:: Available data ::
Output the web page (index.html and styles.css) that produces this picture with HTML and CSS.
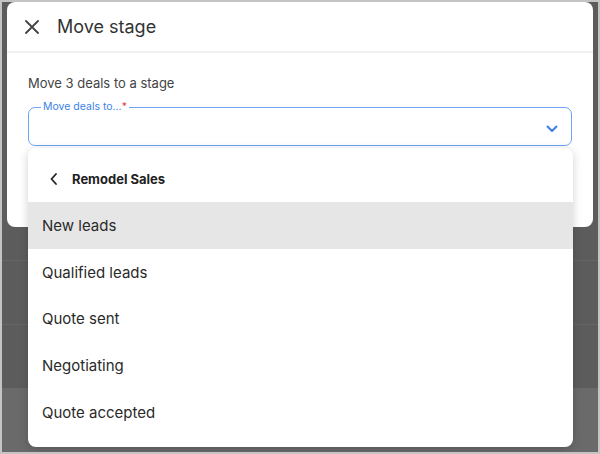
FILE: index.html
```html
<!DOCTYPE html>
<html lang="en">
<head>
    <meta charset="UTF-8">
    <title>Move stage</title>
    <link rel="stylesheet" href="styles.css">
</head>
<body>

<div class="frame">
    <!-- page behind the overlay -->
    <div class="backdrop">
        <div class="bg-top"></div>
        <div class="bg-row"></div>
        <div class="bg-row"></div>
        <div class="bg-band"></div>
    </div>

    <!-- dialog -->
    <div class="modal">
        <div class="modal-header">
            <svg class="close-icon" width="14" height="14" viewBox="0 0 14 14">
                <path d="M1 1 L13 13 M13 1 L1 13" stroke="#444" stroke-width="1.8" fill="none" stroke-linecap="round"/>
            </svg>
            <span class="modal-title">Move stage</span>
        </div>
        <div class="modal-body">
            <p class="hint">Move 3 deals to a stage</p>
            <fieldset class="select-field">
                <legend>Move deals to...<span class="req">*</span></legend>
                <svg class="chevron" width="12" height="8" viewBox="0 0 12 8">
                    <path d="M1.5 1.5 L6 6 L10.5 1.5" stroke="#3f7fe6" stroke-width="2" fill="none" stroke-linecap="round" stroke-linejoin="round"/>
                </svg>
            </fieldset>
        </div>
    </div>

    <!-- dropdown menu -->
    <div class="menu">
        <div class="menu-header">
            <svg class="back-icon" width="8" height="12" viewBox="0 0 8 12">
                <path d="M6 1 L1.5 6 L6 11" stroke="#222" stroke-width="1.8" fill="none" stroke-linecap="round" stroke-linejoin="round"/>
            </svg>
            <span>Remodel Sales</span>
        </div>
        <ul class="menu-list">
            <li class="active">New leads</li>
            <li>Qualified leads</li>
            <li>Quote sent</li>
            <li>Negotiating</li>
            <li>Quote accepted</li>
        </ul>
    </div>
</div>

</body>
</html>
```

FILE: styles.css
```css
body {
    margin: 0;
    font-family: Inter, "Open Sans", Arial, sans-serif;
    background-color: #c4c4c4;
}

.frame {
    width: 600px;
    height: 454px;
    box-sizing: border-box;
    border: 2px solid #c4c4c4;
    position: relative;
    overflow: hidden;
}

.backdrop {
    display: flex;
    flex-direction: column;
    height: 100%;
    background-color: #5c5c5c;
}

.bg-top {
    height: 258px;
}

.bg-row {
    height: 63px;
    border-top: 1px solid #666;
}

.bg-band {
    flex: 1;
    background-color: #6a6a6a;
}

.modal {
    position: absolute;
    left: 5px;
    top: 0;
    width: 586px;
    height: 225px;
    background-color: #fff;
    border-radius: 8px;
}

.modal-header {
    height: 49px;
    border-bottom: 2px solid #f1f1f1;
    display: flex;
    align-items: center;
    padding-left: 18px;
}

.close-icon {
    margin-right: 18px;
}

.modal-title {
    font-size: 18px;
    color: #333;
}

.modal-body {
    padding: 0 21px;
}

.hint {
    margin: 22px 0 11px;
    font-size: 13px;
    color: #444;
}

.select-field {
    margin: 0;
    height: 44px;
    box-sizing: border-box;
    border: 1.5px solid #6aa4f2;
    border-radius: 7px;
    padding: 0 12px;
    position: relative;
}

.select-field legend {
    font-size: 10.5px;
    color: #3d82ea;
    padding: 0 2px;
    margin-left: 0;
    line-height: 10px;
}

.req {
    color: #e04444;
}

.chevron {
    position: absolute;
    right: 13px;
    top: 13px;
}

.menu {
    position: absolute;
    left: 26px;
    top: 146px;
    width: 545px;
    height: 299px;
    background-color: #fff;
    border-radius: 8px;
    box-shadow: 0 2px 10px rgba(0, 0, 0, 0.18);
}

.menu-header {
    height: 46px;
    margin-top: 8px;
    display: flex;
    align-items: center;
    padding-left: 22px;
    font-size: 13px;
    font-weight: 700;
    color: #222;
}

.back-icon {
    margin-right: 14px;
}

.menu-list {
    list-style: none;
    margin: 0;
    padding: 0;
}

.menu-list li {
    height: 46.7px;
    display: flex;
    align-items: center;
    padding-left: 14px;
    font-size: 15px;
    color: #2a2a2a;
}

.menu-list li.active {
    background-color: #e6e6e6;
}
```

:: Written instruction ::
Pick out the lines above containing the word "index", then copy them.

:: Expected answer ::
Output the web page (index.html and styles.css) that produces this picture with HTML and CSS.
FILE: index.html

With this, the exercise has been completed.